James Playfair (born May 22, 1964) is a Canadian former ice hockey coach and player. He is a former NHL ice hockey player and a former head coach of the Calgary Flames. He served as an associate coach for the Arizona Coyotes from 2011 to 2017, and for the Edmonton Oilers from 2019 to 2022.

Playing career
Before making the NHL, Playfair played for the Fort Saskatchewan Traders located just north of Edmonton. He played for the Edmonton Oilers and Chicago Blackhawks over the course of his career. His older brother Larry Playfair shares a lot of the same characteristics - both were drafted in the first round of the NHL Entry Draft (Larry in 1978 and Jim in 1982), and both played junior hockey for the Portland Winter Hawks of the Western Hockey League. However, Larry played in 688 career NHL games; Jim for 21.

Coaching career
Jim Playfair became the head coach of the Calgary Flames on July 12, 2006, a promotion from his role as an assistant coach and replacing Darryl Sutter who previously had been both head coach and general manager. Sutter continued as general manager of the Flames. Playfair was also previously the head coach of the Saint John Flames of the American Hockey League, where he coached the "Baby Flames" to a Calder Cup championship in 2001. He previously lived in Calgary, Alberta with his wife Roxane, and their three sons Dylan, Jackson, and Austyn.

On June 14, 2007, Playfair was replaced as head coach of the Calgary Flames by Mike Keenan, formerly of the Florida Panthers. In his first and only season as head coach of the Flames, the team went 43–29–10 which was good enough for the eighth and final playoff spot. The team went on to be eliminated by the Detroit Red Wings in the first round 4–2.
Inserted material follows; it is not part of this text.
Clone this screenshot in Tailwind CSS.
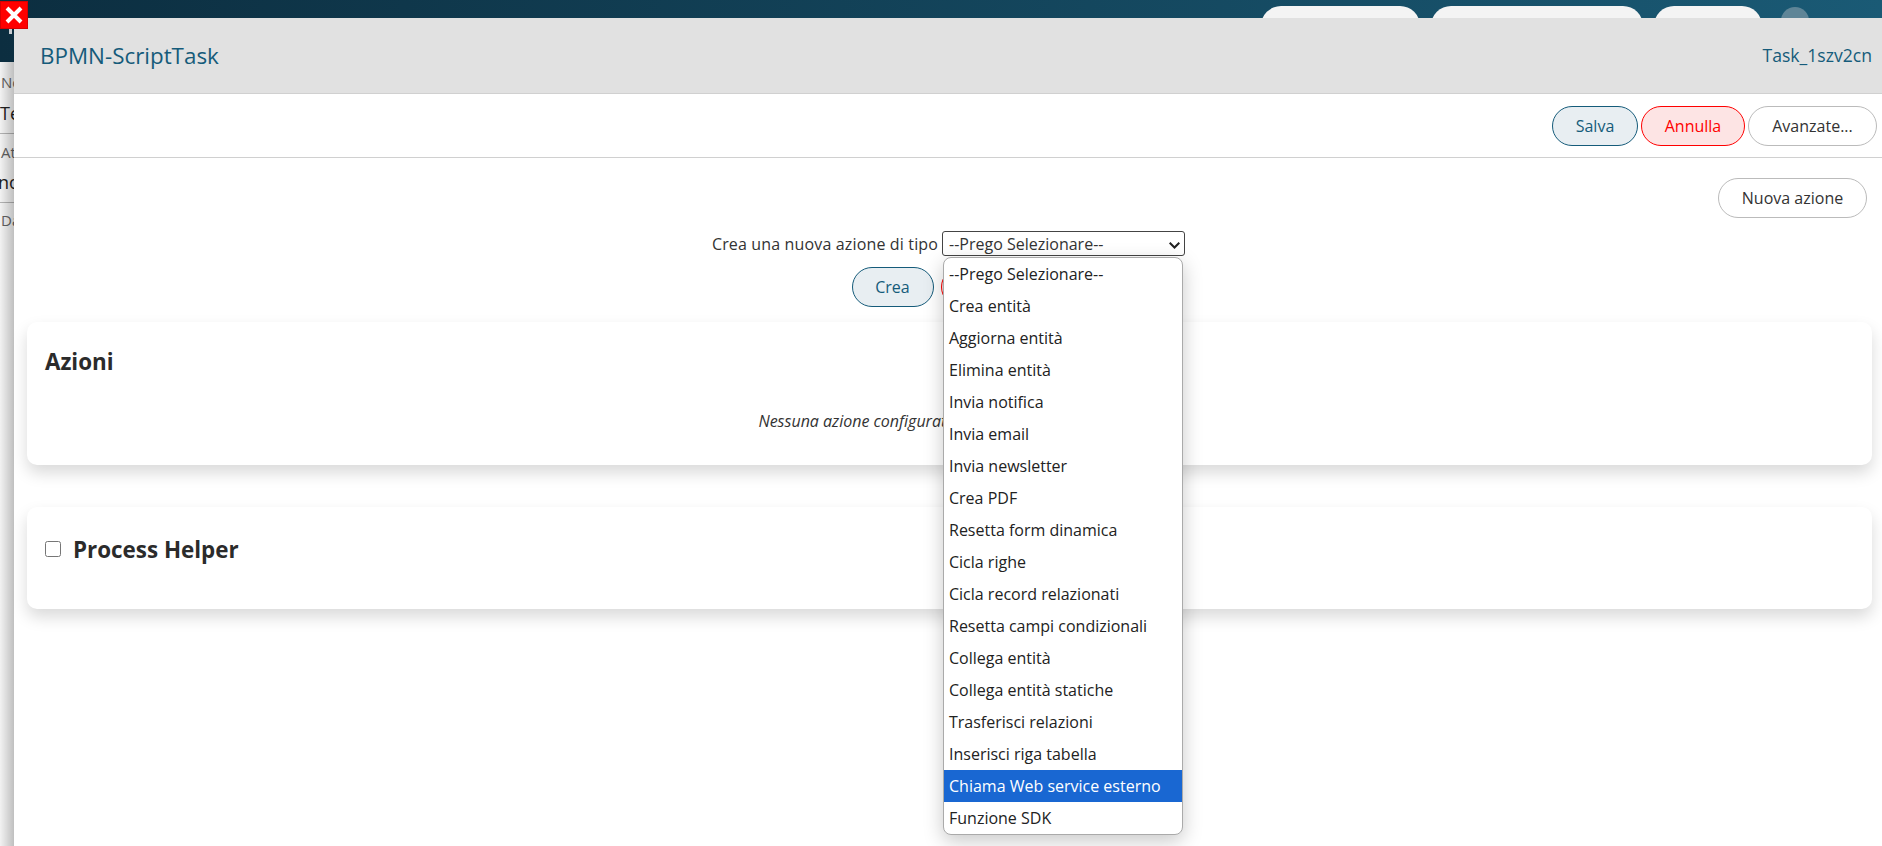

On June 5, 2009, Playfair began his second stint as a head coach in the American Hockey League after being named the head coach of the Abbotsford Heat (Calgary Flames affiliate). In his two seasons at the helm, Playfair led the Heat to a 77–61–9–13 record (176 points). In 2009–10, he guided the Heat to the North Division finals, falling to the Hamilton Bulldogs in six games. On March 27, 2010, during one of the division final games against the Bulldogs, Playfair lost his temper and broke two hockey sticks due to penalty calls; an incident which received a half million views on YouTube in three days and for which Playfair has apologized.

He was hired as the associate coach of the Arizona Coyotes on June 13, 2011. On June 27, 2017 the Coyotes and Playfair mutually parted ways. In June 2019, he was hired as an associate coach for the Edmonton Oilers. Playfair was fired by the Oilers in February 2022, along with head coach Dave Tippett.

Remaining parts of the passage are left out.